Bhatia underscored that not one single action but a comprehensive approach is required to deal with this pervasive issue.

"First of all, you need to change cultures, mindset and make it unacceptable for societies to accept violence against women," she said adding that "this isn't an agenda that is just for women and girls. Men have to be involved too.

Voicing strong concern over the normalisation of violence against women, Bhatia said "so much of popular culture is so violent.
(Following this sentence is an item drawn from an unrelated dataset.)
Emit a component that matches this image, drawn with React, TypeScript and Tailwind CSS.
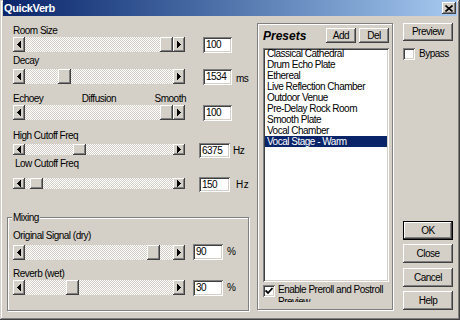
import React from 'react';

const raised =
  'shadow-[inset_-1px_-1px_#404040,inset_1px_1px_#ffffff,inset_-2px_-2px_#808080,inset_2px_2px_#d4d0c8]';
const sunken =
  'shadow-[inset_1px_1px_#808080,inset_-1px_-1px_#ffffff,inset_2px_2px_#404040,inset_-2px_-2px_#d4d0c8]';
const etched = 'border border-[#808080] shadow-[inset_1px_1px_#ffffff,1px_1px_#ffffff]';
const checker =
  'bg-[image:repeating-conic-gradient(#ffffff_0_25%,#d4d0c8_0_50%)] bg-[length:2px_2px]';

const presets = [
  'Classical Cathedral',
  'Drum Echo Plate',
  'Ethereal',
  'Live Reflection Chamber',
  'Outdoor Venue',
  'Pre-Delay Rock Room',
  'Smooth Plate',
  'Vocal Chamber',
  'Vocal Stage - Warm',
];

function Arrow({ dir }: { dir: 'left' | 'right' }) {
  return (
    <svg width="4" height="7" viewBox="0 0 4 7" className="block" shapeRendering="crispEdges">
      <polygon points={dir === 'left' ? '4,0 4,7 0,3.5' : '0,0 0,7 4,3.5'} fill="#000" />
    </svg>
  );
}

// track is 148px wide, thumb 13px
function Slider({ frac, h }: { frac: number; h: string }) {
  return (
    <div className={`flex w-[172px] ${h}`}>
      <div className={`w-[12px] bg-[#d4d0c8] flex items-center justify-center ${raised}`}>
        <Arrow dir="left" />
      </div>
      <div className={`flex-1 ${checker}`}>
        <div
          className={`w-[13px] h-full bg-[#d4d0c8] ${raised}`}
          style={{ marginLeft: Math.round(frac * 135) }}
        />
      </div>
      <div className={`w-[12px] bg-[#d4d0c8] flex items-center justify-center ${raised}`}>
        <Arrow dir="right" />
      </div>
    </div>
  );
}

function Edit({ value, w, h }: { value: string; w: string; h: string }) {
  return <div className={`${w} ${h} bg-white pl-[3px] leading-[16px] ${sunken}`}>{value}</div>;
}

function Check({ checked }: { checked?: boolean }) {
  return (
    <div className={`w-[12px] h-[12px] bg-white flex items-center justify-center shrink-0 ${sunken}`}>
      {checked && (
        <svg width="8" height="8" viewBox="0 0 8 8">
          <path d="M0.5 3.5L3 6L7.5 1" stroke="#000" strokeWidth="1.8" fill="none" />
        </svg>
      )}
    </div>
  );
}

function Button({ label, className = '' }: { label: string; className?: string }) {
  return (
    <div
      className={`bg-[#d4d0c8] flex items-center justify-center leading-none ${raised} ${className}`}
    >
      {label}
    </div>
  );
}

export default function App() {
  return (
    <div className="w-[460px] h-[320px] flex flex-col bg-[#d4d0c8] text-black text-[10px] tracking-[-0.5px] font-['Liberation_Sans',Arial,sans-serif] shadow-[inset_-1px_-1px_#404040,inset_1px_1px_#d4d0c8,inset_-2px_-2px_#808080,inset_2px_2px_#ffffff] overflow-hidden">
      {/* Title bar */}
      <div className="mx-[3px] h-[16px] shrink-0 flex items-center pl-[1px] bg-linear-to-r from-[#0a246a] to-[#a6caf0]">
        <span className="text-white font-bold text-[11px] tracking-[-0.4px]">QuickVerb</span>
        <div className={`ml-auto mr-[1px] w-[14px] h-[12px] bg-[#d4d0c8] flex items-center justify-center ${raised}`}>
          <svg width="8" height="7" viewBox="0 0 8 7">
            <path d="M0.5 0.5L7.5 6.5M7.5 0.5L0.5 6.5" stroke="#000" strokeWidth="1.6" />
          </svg>
        </div>
      </div>

      <div className="flex flex-1">
        {/* Left: reverb parameters */}
        <div className="w-[257px] pl-[7px] flex flex-col">
          <div className="pl-[6px] flex flex-col">
            <div className="mt-[8px] leading-[13px]">Room Size</div>
            <div className="flex items-start">
              <Slider frac={1} h="h-[15px]" />
              <div className="ml-[18px]">
                <Edit value="100" w="w-[29px]" h="h-[16px]" />
              </div>
            </div>

            <div className="mt-[1px] leading-[13px]">Decay</div>
            <div className="mt-[2px] flex items-start">
              <Slider frac={0.245} h="h-[15px]" />
              <div className="ml-[18px]">
                <Edit value="1534" w="w-[29px]" h="h-[16px]" />
              </div>
              <span className="ml-[4px] pt-[3px] leading-[13px]">ms</span>
            </div>

            <div className="mt-[7px] w-[173px] flex justify-between leading-[13px]">
              <span>Echoey</span>
              <span>Diffusion</span>
              <span>Smooth</span>
            </div>
            <div className="flex items-start">
              <Slider frac={1} h="h-[15px]" />
              <div className="ml-[18px]">
                <Edit value="100" w="w-[29px]" h="h-[16px]" />
              </div>
            </div>

            <div className="mt-[8px] leading-[13px]">High Cutoff Freq</div>
            <div className="mt-[1px] flex items-start">
              <div className="mt-[1px]">
                <Slider frac={0.355} h="h-[11px]" />
              </div>
              <div className="ml-[14px]">
                <Edit value="6375" w="w-[31px]" h="h-[15px]" />
              </div>
              <span className="ml-[3px] leading-[15px]">Hz</span>
            </div>

            <div className="-mt-[1px] pl-[2px] leading-[13px]">Low Cutoff Freq</div>
            <div className="mt-[7px] flex items-start">
              <div className="mt-[1px]">
                <Slider frac={0.04} h="h-[11px]" />
              </div>
              <div className="ml-[14px]">
                <Edit value="150" w="w-[31px]" h="h-[15px]" />
              </div>
              <span className="ml-[6px] leading-[15px] tracking-[0.5px]">Hz</span>
            </div>
          </div>

          {/* Mixing group */}
          <div className={`relative mt-[25px] w-[242px] h-[94px] pl-[5px] flex flex-col ${etched}`}>
            <span className="absolute left-[4px] -top-[6px] px-[1px] leading-[12px] bg-[#d4d0c8]">
              Mixing
            </span>
            <div className="mt-[11px] leading-[13px]">Original Signal (dry)</div>
            <div className="mt-[2px] flex items-start">
              <div className="mt-[1px]">
                <Slider frac={0.9} h="h-[15px]" />
              </div>
              <div className="ml-[8px]">
                <Edit value="90" w="w-[30px]" h="h-[16px]" />
              </div>
              <span className="ml-[4px] leading-[16px]">%</span>
            </div>
            <div className="mt-[7px] leading-[13px]">Reverb (wet)</div>
            <div className="flex items-start">
              <Slider frac={0.3} h="h-[15px]" />
              <div className="ml-[8px]">
                <Edit value="30" w="w-[30px]" h="h-[16px]" />
              </div>
              <span className="ml-[4px] leading-[16px]">%</span>
            </div>
          </div>
        </div>

        {/* Presets group */}
        <div className={`mt-[7px] w-[136px] h-[287px] flex flex-col ${etched}`}>
          <div className="mt-[4px] pl-[5px] pr-[3px] flex items-start">
            <span className="mt-[1px] text-[12px] leading-[14px] font-bold italic tracking-[0px]">
              Presets
            </span>
            <div className="ml-auto flex gap-[3px]">
              <Button label="Add" className="w-[30px] h-[15px]" />
              <Button label="Del" className="w-[30px] h-[15px]" />
            </div>
          </div>
          <div className={`mt-[5px] ml-[5px] w-[126px] h-[234px] bg-white px-[2px] ${sunken}`}>
            {presets.map((p, i) => (
              <div
                key={p}
                className={`h-[11px] leading-[11px] pl-[2px] whitespace-nowrap ${
                  i === presets.length - 1 ? 'bg-[#0a246a] text-white' : ''
                }`}
              >
                {p}
              </div>
            ))}
          </div>
          <div className="mt-[2px] ml-[5px] h-[18px] overflow-hidden flex items-start">
            <div className="mt-[1px]">
              <Check checked />
            </div>
            <div className="ml-[3px] w-[112px] leading-[12px]">Enable Preroll and Postroll Preview</div>
          </div>
        </div>

        {/* Right buttons */}
        <div className="ml-[10px] w-[50px] pt-[7px] pb-[10px] flex flex-col">
          <Button label="Preview" className="h-[18px]" />
          <div className="mt-[7px] flex items-start">
            <Check />
            <span className="ml-[4px] leading-[12px]">Bypass</span>
          </div>
          <div className="mt-auto h-[19px] border border-black">
            <Button label="OK" className="h-full" />
          </div>
          <Button label="Close" className="mt-[4px] h-[19px]" />
          <Button label="Cancel" className="mt-[5px] h-[19px]" />
          <Button label="Help" className="mt-[4px] h-[19px]" />
        </div>
      </div>
    </div>
  );
}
And in the interest of showing reality, you're perpetuating this idea that it's actually okay to be tough on vulnerable women.
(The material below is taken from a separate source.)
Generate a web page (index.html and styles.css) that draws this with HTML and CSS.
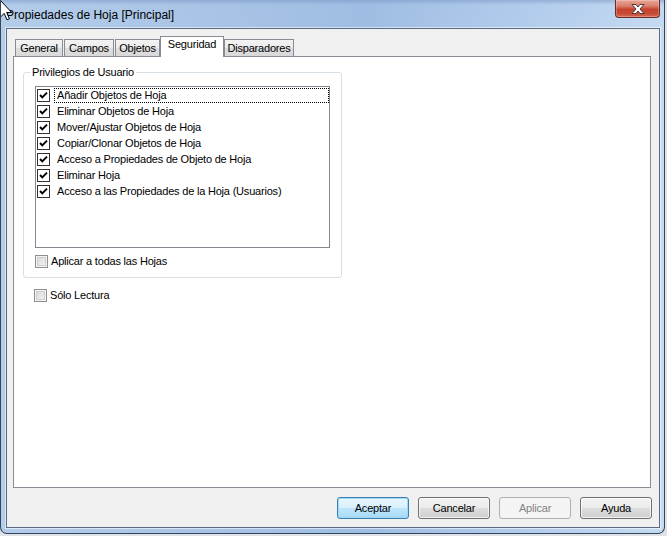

She stressed on the need to work with the police and to make them understand that victims of sexual abuse and violence must be taken seriously and their claims cannot be dismissed.

"Obviously, we have to work with the court system also because justice delayed is justice denied, she said adding that it must also be ensured that influencers and media are not perpetuating and glamorizing violence.

"And then clearly we need laws because so many countries still have laws that normalize rape within marriages and that allow rapists to basically erase the crime by marrying the victim, she said.

Bhatia added that despite global movements such as #MeToo, #TimesUp, #Niunamenos, #NotOneMore, sexual violence continues to be normalised and embedded in social environments.

As the global campaign kicks off, UN Women's clarion call is for people to take a stand against the pervasive rape culture that surrounds us.

UN Women Executive Director Phumzile Mlambo-Ngcuka said rape isn't an isolated brief act.

It can have life-changing, unchosen effectsa pregnancy or a sexually-transmitted disease, immense trauma and an unwarranted sense of shame. In both conflict and in peacetime, it often shapes women's decisions to move from their communities through fear of attack or the stigmatization of survivors. If I could have one wish granted, it might well be a total end to rape.

Exact numbers of rape and sexual assaults are difficult to asses since not every victim comes forward to report it out of fear and shame.

UN Women said that approximately 15 million adolescent girls (aged 15 to 19) worldwide have experienced forced sex at some point in their life. Furthermore, three billion women and girls live in countries where rape within marriage is not explicitly criminalised.

Bhatia emphasized that governments, societies and individuals must work with girls and women to give them the confidence to speak up because there is such a fear of speaking out because the victim falls into the position of having to prove (herself)."